経営やビジネスにおいて、論理(サイエンス)と感性(アート)のバランスが重要であることは、いまや常識。現代アート好きでも知られる松本大さんと、ビジネスリーダーに絶大な人気を誇る山口周さんが、アートの趣味やリベラルアーツとの関わりを入り口に、感性や直感に基づいた意思決定を可能にするためのヒントを語ります。(第1回/全2回)

絵は描けないけど、見るのは大好き

【山口】本日は仕事におけるアートの部分といいますか、仕事と感性との関わりの話ということで。どこまでがアートかというのはあるのですが、ある種のリベラルアーツということでいえば、松本さんは1990年にソロモン・ブラザーズ・アジア証券を退職なさった時に、ジャズ喫茶をやろうかなと考えたくらいジャズがお好きだと伺っています。いつ頃からなんですか、ジャズは?

【松本】音楽は遅いんです。アート的なほうは早くて、幼稚園の時に黒白フィルムを自分でダークバッグに手を突っ込んでフィルムの現像とかをやっていたので。

【山口】それ、普通に家に暗室があった?

【松本】暗室は、あった時期もあるけれども、ボロくて光が入ってしまうので、暗室がいらないダークバッグに手を突っ込んで、フィルムを外して、リールに入れて現像というのを。フィルムのほうですね。それを幼稚園の時に始めまして。

【山口】そういう家庭環境って、なかなか、ないと思うんですけど。

【松本】父親が好きだったんですね。それで、幼稚園の頃から写真を撮りはじめて、かなり深く。ですから、構図を考えるとか、映像は小さい時からずっと親しんできて。絵を描くとめちゃくちゃ下手で(笑)、絵は描けないんですけれども、写真を撮ったり、見たり、映画を見たりとか、アートを見たりとか、大好きで。一方で、音楽は、習い事を一切しなかったので。よく音楽って、習うではないですか、小さい時。それを一切しなくて、もともと若干音痴でもあり、楽器を習いもしなかったので、ほとんど聞いていなかったんです。
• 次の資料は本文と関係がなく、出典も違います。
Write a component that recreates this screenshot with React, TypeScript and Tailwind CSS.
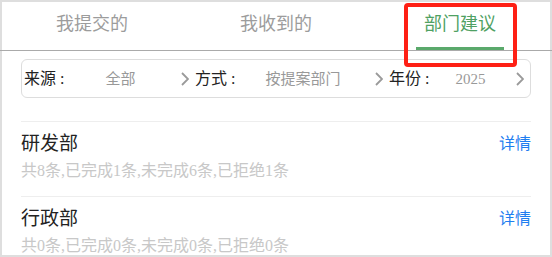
const tabs = [
  { key: 'mine', label: '我提交的' },
  { key: 'received', label: '我收到的' },
  { key: 'dept', label: '部门建议' },
];

const filters = [
  { label: '来源 :', value: '全部', width: 'w-[171px]' },
  { label: '方式 :', value: '按提案部门', width: 'w-[194px]' },
  { label: '年份 :', value: '2025', width: 'flex-1' },
];

const depts = [
  { name: '研发部', summary: '共8条,已完成1条,未完成6条,已拒绝1条' },
  { name: '行政部', summary: '共0条,已完成0条,未完成0条,已拒绝0条' },
];

function Chevron() {
  return (
    <svg width="8" height="14" viewBox="0 0 8 14" className="shrink-0">
      <polyline points="1,1 7,7 1,13" fill="none" stroke="#9a9a9a" strokeWidth="1.8" />
    </svg>
  );
}

export default function App() {
  const active = 'dept';

  return (
    <div className="relative w-[552px] h-[257px] overflow-hidden bg-white shadow-[inset_0_0_0_2px_#dedede] font-['Liberation_Serif','Noto_Sans_CJK_SC',serif]">
      {/* Tabs */}
      <div className="flex h-[51px] border-b border-[#aaaaaa]">
        {tabs.map((tab) => (
          <div key={tab.key} className="relative flex-1 pt-[12px] text-center">
            <span
              className={`text-[18px] leading-6 ${
                tab.key === active ? 'text-[#4fa163]' : 'text-[#9c9c9c]'
              }`}
            >
              {tab.label}
            </span>
            {tab.key === active && (
              <div className="absolute bottom-0 left-1/2 h-[3px] w-[88px] -translate-x-1/2 bg-[#5aa96b]" />
            )}
          </div>
        ))}
      </div>

      {/* Filter bar */}
      <div className="mx-[21px] mt-[8px] flex h-[39px] items-center rounded-[6px] border border-[#dddddd] pl-[2px]">
        {filters.map((f) => (
          <div key={f.label} className={`flex items-center pr-[6px] ${f.width}`}>
            <span className="w-[48px] shrink-0 whitespace-pre text-[16px] leading-6 text-[#222]">{f.label}</span>
            <span className="flex-1 pr-3 text-center text-[15px] leading-6 text-[#999]">{f.value}</span>
            <Chevron />
          </div>
        ))}
      </div>

      {/* Department list */}
      <div className="mx-[21px] mt-[23px]">
        {depts.map((d) => (
          <div key={d.name} className="border-t border-[#eeeeee] pt-[10px] pb-[13px]">
            <div className="flex items-center justify-between">
              <span className="text-[19px] leading-6 text-[#222]">{d.name}</span>
              <span className="text-[16px] leading-6 text-[#1f7ef0]">详情</span>
            </div>
            <div className="mt-[3px] text-[16px] leading-6 text-[#c8c8c8]">{d.summary}</div>
          </div>
        ))}
      </div>

      {/* Annotation box */}
      <div className="pointer-events-none absolute left-[404px] top-[3px] h-[64px] w-[113px] rounded-[4px] border-4 border-[#fe2015]" />
    </div>
  );
}
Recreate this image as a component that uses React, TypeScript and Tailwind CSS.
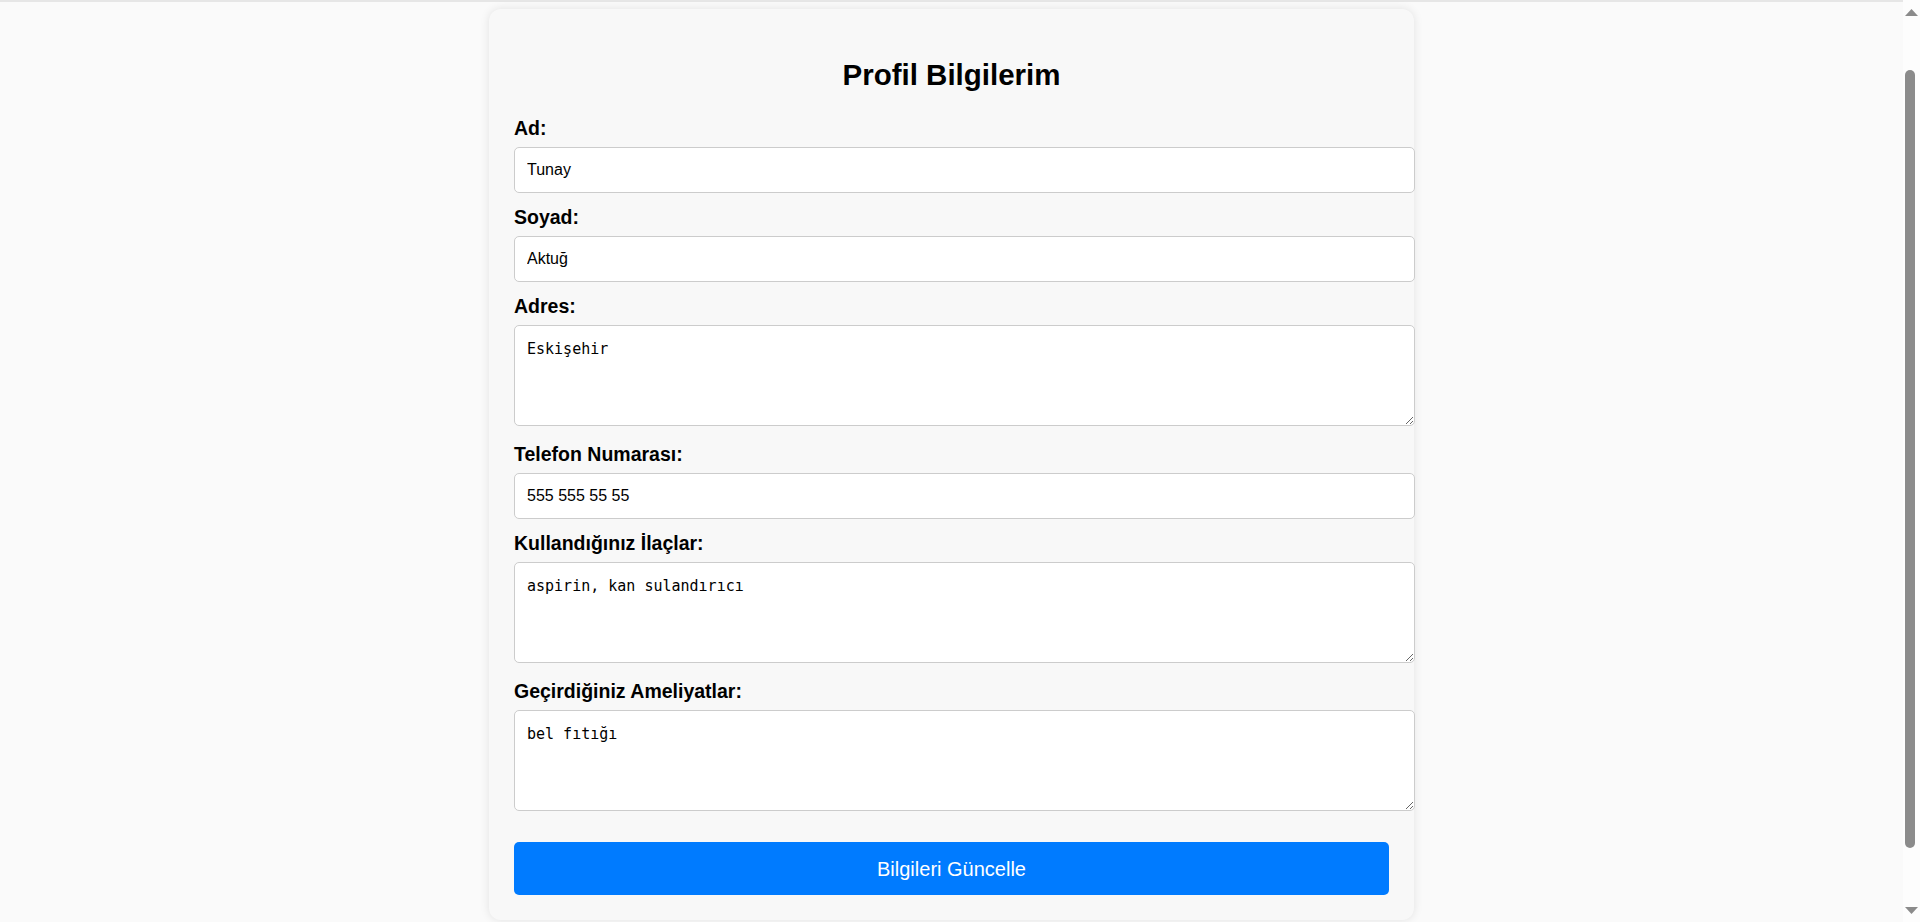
import React, { useLayoutEffect, useState } from 'react'

const inputClass =
  'block h-[46px] w-[901px] px-3 mb-[13px] bg-white border border-[#cccccc] rounded-[5px] text-[16px] text-black outline-none'
const areaClass =
  'block h-[101px] w-[901px] p-3 mb-[17px] bg-white border border-[#cccccc] rounded-[5px] text-[15px] text-black outline-none resize font-["DejaVu_Sans_Mono",monospace]'
const labelClass = 'block mb-2 text-[19.5px] leading-[22px] font-bold text-black'

// classic browser scrollbar, drawn since the headless window hides its own
const ScrollBar = () => (
  <div className='fixed top-0 right-0 h-screen w-[17px] bg-[#fdfdfd]'>
    <svg className='absolute top-[9px] left-[2px]' width='13' height='7' viewBox='0 0 13 7'>
      <polygon points='6.5,0 13,7 0,7' fill='#8b8b8b' />
    </svg>
    <div className='absolute top-[70px] left-[2px] w-[10px] h-[778px] rounded-full bg-[#8b8b8b]' />
    <svg className='absolute bottom-[8px] left-[2px]' width='13' height='7' viewBox='0 0 13 7'>
      <polygon points='0,0 13,0 6.5,7' fill='#8b8b8b' />
    </svg>
  </div>
)

const App = () => {
  const [form, setForm] = useState({
    ad: 'Tunay',
    soyad: 'Aktuğ',
    adres: 'Eskişehir',
    telefon: '555 555 55 55',
    ilaclar: 'aspirin, kan sulandırıcı',
    ameliyatlar: 'bel fıtığı',
  })

  // page was captured scrolled a little below the top bar
  useLayoutEffect(() => {
    window.scrollTo(0, 63)
  }, [])

  const set = (key: keyof typeof form) => (e: React.ChangeEvent<HTMLInputElement | HTMLTextAreaElement>) =>
    setForm({ ...form, [key]: e.target.value })

  return (
    <div className='min-h-screen pr-[17px] bg-[#fafafa] font-["Liberation_Sans",Arial,sans-serif]'>
      <header className='h-[65px] bg-white border-b-2 border-[#e6e6e6]' />

      <main className='flex justify-center pt-[7px] pb-[69px]'>
        <div className='w-[925px] p-[25px] bg-[#f8f8f8] rounded-xl shadow-[0_0_10px_rgba(0,0,0,0.1)]'>
          <h2 className='mt-[24px] mb-[25px] text-center text-[29.5px] leading-[34px] font-bold text-black'>
            Profil Bilgilerim
          </h2>

          <form onSubmit={(e) => e.preventDefault()}>
            <label className={labelClass}>Ad:</label>
            <input className={inputClass} value={form.ad} onChange={set('ad')} />

            <label className={labelClass}>Soyad:</label>
            <input className={inputClass} value={form.soyad} onChange={set('soyad')} />

            <label className={labelClass}>Adres:</label>
            <textarea className={areaClass} value={form.adres} onChange={set('adres')} />

            <label className={labelClass}>Telefon Numarası:</label>
            <input className={inputClass} value={form.telefon} onChange={set('telefon')} />

            <label className={labelClass}>Kullandığınız İlaçlar:</label>
            <textarea className={areaClass} value={form.ilaclar} onChange={set('ilaclar')} />

            <label className={labelClass}>Geçirdiğiniz Ameliyatlar:</label>
            <textarea className={areaClass} value={form.ameliyatlar} onChange={set('ameliyatlar')} />

            <button
              type='submit'
              className='mt-[14px] w-full h-[53px] bg-[#007bff] text-white text-[20px] rounded-[5px] cursor-pointer'
            >
              Bilgileri Güncelle
            </button>
          </form>
        </div>
      </main>

      <ScrollBar />
    </div>
  )
}

export default App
ただ、家ではずっと父親がレコードを鳴らしっぱなしで。

【山口】それはどの系統の?

【松本】クラシックですね。ショパンとかモーツァルトとかあとはオペラばっかり、ずっと流れていたんです、LPで。私は普通に小学校の半ばか終わりくらいから、ラジオで、歌謡曲とかポップスを聞きはじめて。小学校6年か中1の時に、FMでスタッフを聞いたんです。スタッフが結成された時で、フュージョンですね。

【山口】はしりですよね。

【松本】当時はフュージョンではなく、クロスオーバーといっていて、スタッフが結成された時の最初の『スタッフ』というアルバムなんですけど。

【山口】何年くらいですか?

【松本】1976年か77年だと思うんですけど。FMで聞いてぶっ飛びまして、かっこいいと思って。

【山口】それはもうインパクトがあったわけですね。かっこいいとかなんだとか、人から勧められたとかじゃなくて、聞いた瞬間にこれだと思っちゃったんですね。